Riyadh has become a magnet for multinational corporations, with around 600 foreign companies establishing their regional headquarters in the city since the launch of the Saudi Program for Attracting Regional Headquarters in 2021.
Spearheaded by the Ministry of Investment and the Royal Commission for Riyadh City, this initiative is a cornerstone of Vision 2030's goal to position Saudi Arabia as a global business hub.
The program offers compelling incentives, including a 30-year tax relief package with 0 percent corporate and withholding taxes, streamlined setup processes, and access to world-class infrastructure.
Riyadh's strategic location at the crossroads of Asia, Africa, and Europe, combined with its skilled workforce and economic stability, has made it the top choice for multinationals looking to expand in the region.

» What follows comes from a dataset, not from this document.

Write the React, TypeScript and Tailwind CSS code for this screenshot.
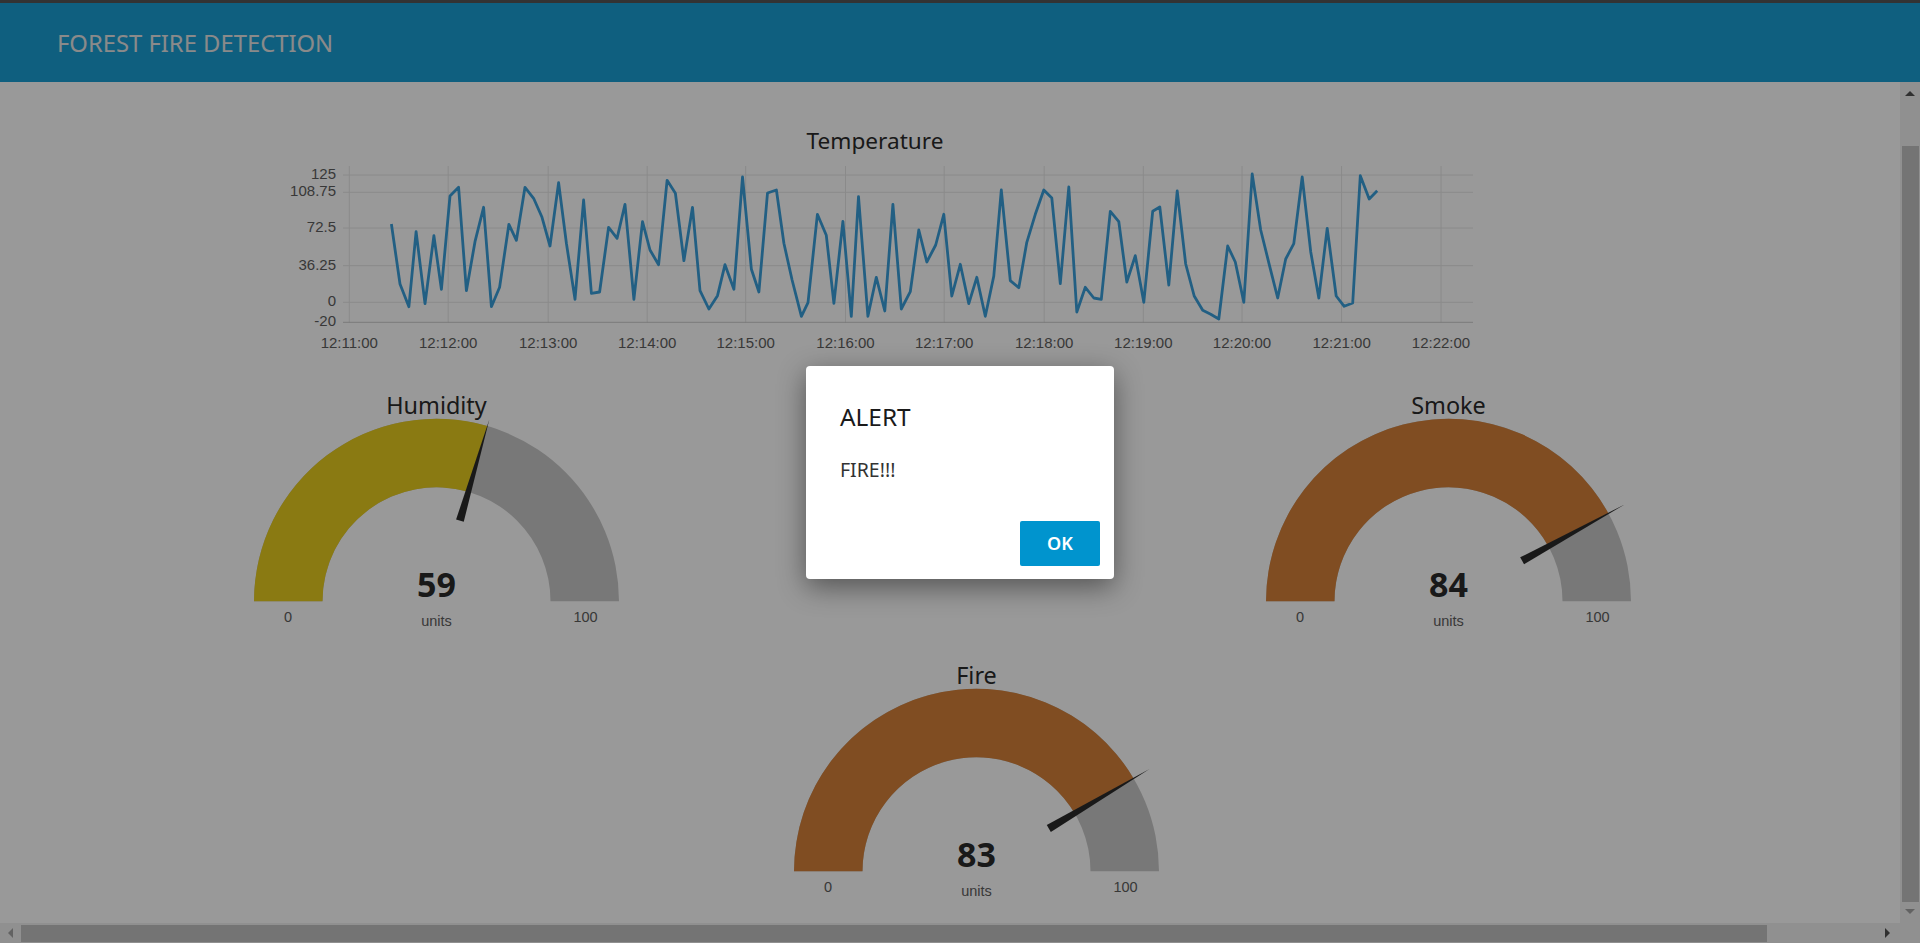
const SEGOE = "font-['Noto_Sans','Open_Sans',sans-serif]"

// line samples read off the chart, in page pixels
const TEMP_A: [number, number][] = [
  [368, 342], [392, 522], [417, 590], [437, 365], [462, 581], [487, 377], [508, 538], [532, 258], [556, 232],
  [578, 542], [602, 395], [626, 292], [648, 590], [671, 532], [697, 343], [718, 391], [742, 232], [766, 265],
  [789, 320], [812, 408], [836, 218], [858, 400], [882, 568], [906, 270], [928, 550], [951, 546], [976, 352],
  [1000, 385], [1022, 283], [1047, 568], [1071, 335], [1092, 420], [1116, 464], [1140, 211], [1163, 250],
  [1187, 452], [1211, 292], [1232, 542], [1257, 597], [1281, 557], [1302, 464], [1327, 538], [1351, 201],
  [1376, 478], [1397, 546], [1421, 249], [1446, 240], [1467, 400], [1490, 510], [1516, 619],
]
const TEMP_B: [number, number][] = [
  [18, 578], [39, 313], [59, 376], [76, 580], [96, 334], [115, 619], [131, 260], [152, 619], [171, 502],
  [190, 603], [208, 283], [227, 597], [247, 545], [266, 360], [284, 456], [304, 405], [322, 313], [340, 558],
  [359, 463], [378, 581], [396, 502], [415, 619], [434, 498], [451, 240], [471, 512], [490, 533], [508, 397],
  [527, 313], [546, 240], [564, 264], [583, 521], [602, 231], [620, 606], [639, 532], [658, 564], [675, 568],
  [695, 304], [714, 335], [732, 516], [751, 437], [770, 577], [790, 304], [806, 291], [826, 525], [845, 243],
  [864, 462], [883, 558], [902, 601], [920, 613], [938, 627], [958, 408], [975, 456], [994, 577], [1013, 192],
  [1032, 360], [1051, 463], [1070, 564], [1088, 447], [1106, 401], [1125, 201], [1144, 425], [1162, 564],
  [1181, 355], [1201, 558], [1219, 589], [1238, 579], [1255, 197], [1275, 267], [1293, 242],
]

const linePoints = [
  ...TEMP_A.map(([x, y]) => `${(260 + x / 2.8).toFixed(1)},${(110 + y / 3).toFixed(1)}`),
  ...TEMP_B.map(([x, y]) => `${(800 + x / 2.24).toFixed(1)},${(110 + y / 3).toFixed(1)}`),
].join(' ')

const yTicks = [
  { label: '125', y: 175 },
  { label: '108.75', y: 192.3 },
  { label: '72.5', y: 228 },
  { label: '36.25', y: 265.7 },
  { label: '0', y: 302.3 },
  { label: '-20', y: 322.3 },
]

const xTicks = [
  { label: '12:11:00', x: 349.3 },
  { label: '12:12:00', x: 448.2 },
  { label: '12:13:00', x: 548.2 },
  { label: '12:14:00', x: 647.2 },
  { label: '12:15:00', x: 745.7 },
  { label: '12:16:00', x: 845.5 },
  { label: '12:17:00', x: 944.2 },
  { label: '12:18:00', x: 1044.2 },
  { label: '12:19:00', x: 1143.3 },
  { label: '12:20:00', x: 1242 },
  { label: '12:21:00', x: 1341.6 },
  { label: '12:22:00', x: 1441 },
]

function TemperatureChart() {
  return (
    <svg viewBox="260 160 1230 200" className="block w-[1230px] h-[200px]">
      {xTicks.map((t) => (
        <line key={t.label} x1={t.x} x2={t.x} y1={166} y2={323} stroke="#e6e6e6" strokeWidth={1} />
      ))}
      {yTicks.map((t) => (
        <line
          key={t.label}
          x1={343}
          x2={1473}
          y1={t.y}
          y2={t.y}
          stroke={t.label === '-20' ? '#cccccc' : '#e6e6e6'}
          strokeWidth={1}
        />
      ))}
      <polyline points={linePoints} fill="none" stroke="#3a9fdb" strokeWidth={2.8} strokeLinejoin="round" />
      <g fill="#5e5e5e" className="font-['Liberation_Sans',Arial,sans-serif] text-[15px]">
        {yTicks.map((t) => (
          <text key={t.label} x={336} y={t.y + 4} textAnchor="end">
            {t.label}
          </text>
        ))}
        {xTicks.map((t) => (
          <text key={t.label} x={t.x} y={348} textAnchor="middle">
            {t.label}
          </text>
        ))}
      </g>
    </svg>
  )
}

const CX = 200.5
const CY = 211.3
const OUTER = 182.5
const INNER = 114

function polar(r: number, deg: number) {
  const a = (deg * Math.PI) / 180
  return [CX - r * Math.cos(a), CY - r * Math.sin(a)]
}

function arc(fromDeg: number, toDeg: number) {
  const [x1, y1] = polar(OUTER, fromDeg)
  const [x2, y2] = polar(OUTER, toDeg)
  const [x3, y3] = polar(INNER, toDeg)
  const [x4, y4] = polar(INNER, fromDeg)
  return `M${x1} ${y1}A${OUTER} ${OUTER} 0 0 1 ${x2} ${y2}L${x3} ${y3}A${INNER} ${INNER} 0 0 0 ${x4} ${y4}Z`
}

function Gauge({ title, value, color }: { title: string; value: number; color: string }) {
  const deg = (value / 100) * 180
  const rad = (deg * Math.PI) / 180
  const tipR = Math.min(201, 182 / Math.sin(rad))
  const [tx, ty] = polar(tipR, deg)
  const [bx, by] = polar(84, deg)
  const nx = Math.sin(rad) * 4
  const ny = -Math.cos(rad) * 4
  const needle = `${bx + nx},${by + ny} ${tx},${ty} ${bx - nx},${by - ny}`

  return (
    <svg viewBox="0 0 400 240" className="block w-[400px] h-[240px] shrink-0 overflow-visible">
      <path d={arc(0, 180)} fill="#c9c9c9" />
      <path d={arc(0, deg)} fill={color} />
      <polygon points={needle} fill="#2b2b2b" />
      <text x={CX} y={24} textAnchor="middle" fill="#2b2b2b" className={`${SEGOE} text-[23.4px]`}>
        {title}
      </text>
      <text x={CX} y={207} textAnchor="middle" fill="#2b2b2b" className={`${SEGOE} text-[34px] font-bold`}>
        {value}
      </text>
      <g fill="#5e5e5e" className="font-['Liberation_Sans',Arial,sans-serif] text-[14.5px]">
        <text x={CX} y={236} textAnchor="middle">
          units
        </text>
        <text x={52} y={232} textAnchor="middle">
          0
        </text>
        <text x={349.5} y={232} textAnchor="middle">
          100
        </text>
      </g>
    </svg>
  )
}

function ScrollbarV() {
  return (
    <div className="w-5 shrink-0 bg-[#f1f1f1] flex flex-col items-center">
      <div className="mt-[9px] w-0 h-0 border-x-[5px] border-x-transparent border-b-[5px] border-b-[#505050]" />
      <div className="mt-[50px] w-[17px] h-[756px] bg-[#c1c1c1]" />
      <div className="mt-[7px] w-0 h-0 border-x-[5px] border-x-transparent border-t-[5px] border-t-[#a3a3a3]" />
    </div>
  )
}

function ScrollbarH() {
  return (
    <div className="h-5 shrink-0 bg-[#f1f1f1] flex items-center">
      <div className="ml-[8px] w-0 h-0 border-y-[5px] border-y-transparent border-r-[5px] border-r-[#a3a3a3]" />
      <div className="ml-[8px] w-[1746px] h-[17px] bg-[#c1c1c1]" />
      <div className="ml-[118px] w-0 h-0 border-y-[5px] border-y-transparent border-l-[5px] border-l-[#505050]" />
    </div>
  )
}

export default function App() {
  return (
    <div className={`relative w-screen h-screen overflow-hidden bg-white flex flex-col ${SEGOE}`}>
      <header className="h-[82px] shrink-0 bg-[#1a9ed4] border-t-[3px] border-[#555555] flex items-center pl-[57px] pt-[2px]">
        <h1 className="text-[23.8px] font-normal text-[#e6e6e6]">FOREST FIRE DETECTION</h1>
      </header>

      <div className="flex flex-1 min-h-0">
        <main className="flex-1 min-w-0 pt-[44px]">
          <section className="ml-[260px] w-[1230px]">
            <h2 className="h-[30px] mb-[4px] text-center text-[22.6px] leading-[30px] font-normal text-[#2b2b2b]">
              Temperature
            </h2>
            <TemperatureChart />
          </section>
          <div className="mt-[30px] pl-[236px] flex gap-[612px]">
            <Gauge title="Humidity" value={59} color="#e6cb1e" />
            <Gauge title="Smoke" value={84} color="#d58039" />
          </div>
          <div className="mt-[30px] pl-[776px]">
            <Gauge title="Fire" value={83} color="#d58039" />
          </div>
        </main>
        <ScrollbarV />
      </div>
      <ScrollbarH />

      {/* alert dialog */}
      <div className="absolute inset-0 pt-px bg-black/40 flex items-center justify-center">
        <div className="w-[308px] h-[213px] bg-white rounded-[4px] shadow-[0_8px_28px_rgba(0,0,0,0.45)] flex flex-col pl-[34px] pr-[14px] pt-[35px] pb-[13px]">
          <h3 className="text-[24.4px] leading-[32px] font-normal text-[#1a1a1a]">ALERT</h3>
          <p className="mt-[24px] text-[19.5px] leading-[26px] font-normal text-[#333333]">FIRE!!!</p>
          <button className="mt-auto self-end w-[80px] h-[45px] bg-[#0094ce] rounded-[2px] text-white text-[18px] font-semibold">
            OK
          </button>
        </div>
      </div>
    </div>
  )
}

Riyadh's appeal is further bolstered by business-friendly policies, including 100 percent foreign ownership in key sectors, tax incentives, and streamlined licensing through the Saudi Business Center. Startups also benefit from partnerships with major corporations like Aramco and STC, as well as accelerator programs from Flat6Labs and 500 Global.
With a population of 36 million and the largest economy in the Middle East and North Africa, Saudi Arabia offers startups access to a high-spending consumer base and a gateway to regional expansion. The Kingdom's advancements in technology were recognized in the 2024 Global Innovation Index, where it secured the 47th spot among 132 countries.
Events such as the LEAP Tech Conference and Riyadh Season continue to draw global investors, while local success stories — from Tamara, Saudi Arabia's first fintech unicorn delivering payments and banking, to Salla, an e-commerce platform empowering SMEs with digital storefronts — demonstrate Riyadh's potential as a launchpad for high-growth companies.